The Beginning of the Spy Alliance between the U.S. and Britain

Colossus computer at Bletchley Park
Colossus computer at Bletchley Park

Colossus Bletchley Park
A Colossus Mark 2 computer being operated by Dorothy Du Boisson (left) and Elsie Booker. The slanted control panel on the left was used to set the “pin” (or “cam”) patterns of the Lorenz. The “bedstead” paper tape transport is on the right.

A single clandestine meeting three-quarters of a century ago ultimately led to the allying of British and U.S. spy agencies – an alliance that persists all the way down to the present day.

It was before Pearl Harbor, and thus before the official entrance of the United States to World War II. The British agency, housed at Bletchley Park, had thick black-out curtains over the walls, making the already gloomy mansion seem even darker than it actually was. Four Americans arrived at the end of a long, stormy, and dangerous secret mission.

When the meeting concluded, a tentative alliance had formed; British and American intelligence services agreed to work together  to fight against the Axis powers – Nazi Germany, Fascist Italy, and Imperial Japan. That alliance, though no longer against the same enemies, continues to be in place today.

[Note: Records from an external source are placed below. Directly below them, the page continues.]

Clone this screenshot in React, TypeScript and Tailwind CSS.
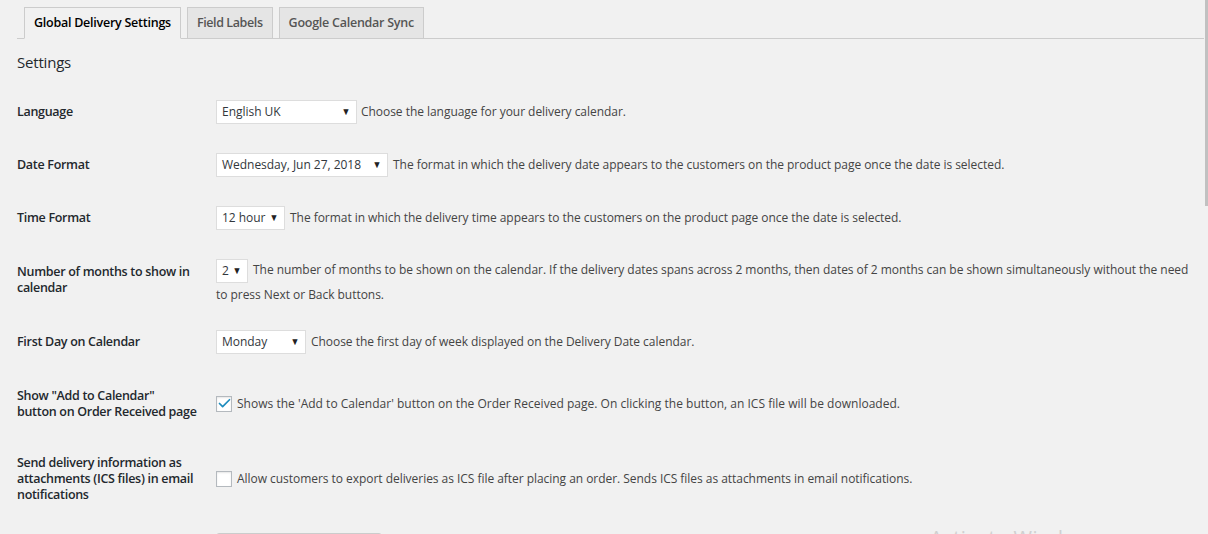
import { Check } from 'lucide-react';

const font = { fontFamily: '"Open Sans", "Noto Sans", sans-serif' };

function Select({ value, width }: { value: string; width: string }) {
	return (
		<div
			className={`relative flex items-center h-6 bg-white border border-[#ddd] pl-[5px] text-[12px] tracking-[-0.03px] text-[#32373c] shrink-0 ${width}`}
		>
			<span>{value}</span>
			<span className="absolute right-[5px] top-[5px] text-[10px] leading-none text-[#222] scale-x-90">▼</span>
		</div>
	);
}

function Checkbox({ checked }: { checked?: boolean }) {
	return (
		<div className="relative w-4 h-4 bg-white border border-[#b4b9be] shrink-0 shadow-[inset_0_1px_2px_rgba(0,0,0,0.1)]">
			{checked && (
				<Check className="absolute left-0 -top-[1px] w-[15px] h-[15px] text-[#1e8cbe]" strokeWidth={2.75} />
			)}
		</div>
	);
}

function Row({ label, height, children }: { label: React.ReactNode; height: string; children: React.ReactNode }) {
	return (
		<div className={`flex items-center ${height}`}>
			<div className="w-[199px] shrink-0 pr-[8px] text-[12.5px] font-semibold leading-[16px] text-[#23282d] tracking-[-0.3px]">
				{label}
			</div>
			<div className="flex-1 pr-[10px] text-[12px] text-[#444] tracking-[-0.04px] leading-[24px]">{children}</div>
		</div>
	);
}

export default function App() {
	return (
		<div className="relative h-[534px] overflow-hidden bg-[#f1f1f1]" style={font}>
			<div className="absolute right-0 top-0 w-[3px] h-[206px] bg-[#c1c1c1]" />
			<div className="pl-[17px] pr-[4px]">
				<div className="flex gap-[6px] pl-[7px] pt-[7px] border-b border-[#ccc]">
					<div className="-mb-px h-[32px] px-[9px] flex items-center border border-[#ccc] border-b-[#f1f1f1] bg-[#f1f1f1] text-[12.5px] font-semibold text-[#000] tracking-[-0.25px]">
						Global Delivery Settings
					</div>
					<div className="h-[31px] px-[9px] flex items-center border border-b-0 border-[#ccc] bg-[#e5e5e5] text-[12.5px] font-semibold text-[#555] tracking-[-0.4px]">
						Field Labels
					</div>
					<div className="h-[31px] px-[9px] flex items-center border border-b-0 border-[#ccc] bg-[#e5e5e5] text-[12.5px] font-semibold text-[#555] tracking-[-0.25px]">
						Google Calendar Sync
					</div>
				</div>

				<div className="h-[46px] flex items-center pt-[1px] text-[15px] text-[#23282d] tracking-[-0.2px]">Settings</div>

				<Row label="Language" height="h-[53px]">
					<div className="flex items-center gap-[4px]">
						<Select value="English UK" width="w-[141px]" />
						<span>Choose the language for your delivery calendar.</span>
					</div>
				</Row>
				<Row label="Date Format" height="h-[53px]">
					<div className="flex items-center gap-[5px]">
						<Select value="Wednesday, Jun 27, 2018" width="w-[172px]" />
						<span>The format in which the delivery date appears to the customers on the product page once the date is selected.</span>
					</div>
				</Row>
				<Row label="Time Format" height="h-[53px]">
					<div className="flex items-center gap-[5px]">
						<Select value="12 hour" width="w-[69px]" />
						<span>The format in which the delivery time appears to the customers on the product page once the date is selected.</span>
					</div>
				</Row>
				<Row
					label={
						<>
							Number of months to show in
							<br />
							calendar
						</>
					}
					height="h-[71px]"
				>
					<div className="pt-[6px]">
						<span className="inline-flex align-middle mr-[5px]">
							<Select value="2" width="w-[32px]" />
						</span>
						The number of months to be shown on the calendar. If the delivery dates spans across 2 months, then dates of 2 months can be shown simultaneously without the need
						<br />
						to press Next or Back buttons.
					</div>
				</Row>
				<Row label="First Day on Calendar" height="h-[53px]">
					<div className="flex items-center gap-[5px]">
						<Select value="Monday" width="w-[90px]" />
						<span>Choose the first day of week displayed on the Delivery Date calendar.</span>
					</div>
				</Row>
				<Row
					label={
						<>
							Show "Add to Calendar"
							<br />
							button on Order Received page
						</>
					}
					height="h-[71px]"
				>
					<div className="flex items-center gap-[5px]">
						<Checkbox checked />
						<span className="tracking-[0.02px]">Shows the 'Add to Calendar' button on the Order Received page. On clicking the button, an ICS file will be downloaded.</span>
					</div>
				</Row>
				<Row
					label={
						<>
							Send delivery information as
							<br />
							attachments (ICS files) in email
							<br />
							notifications
						</>
					}
					height="h-[79px]"
				>
					<div className="flex items-center gap-[5px]">
						<Checkbox />
						<span>Allow customers to export deliveries as ICS file after placing an order. Sends ICS files as attachments in email notifications.</span>
					</div>
				</Row>

				<div className="flex pt-[15px]">
					<div className="w-[199px] shrink-0" />
					<div className="w-[166px] h-[30px] rounded-[3px] border border-[#ccc] bg-[#f7f7f7]" />
				</div>
			</div>
			<div className="absolute left-[930px] top-[526px] text-[20px] leading-[24px] text-[#d0d0d0] tracking-wide">Activate Windows</div>
		</div>
	);
}
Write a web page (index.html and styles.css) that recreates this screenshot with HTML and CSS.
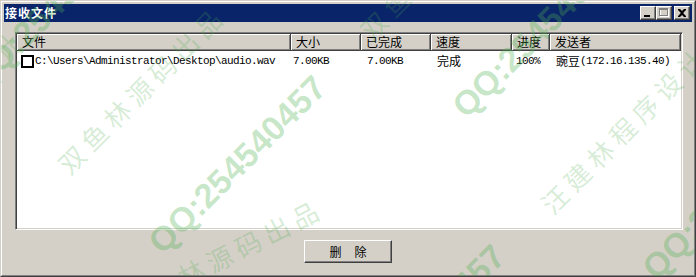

It’s the longest alliance between two such services in world history.

February 8th marks the 75th anniversary of that meeting, and in its honor, the directors of the two agencies that are still working together have met at Bletchley Park, like their predecessors. Today, heads of the intelligence agencies are Admiral Mike Rogers of the U.S. NSA, and Robert Hannigan, chief of the GCHG. The two men walked up the same path that the four Americans who first visited the facility walked when they arrived for that historic meeting in 1941.

Admiral Rogers was quoted as saying that he believes that the conversations that were had and the agreements that were reached during that one meeting in 1941 directly underpinned the formation of the world’s closest and longest-standing intelligence alliance.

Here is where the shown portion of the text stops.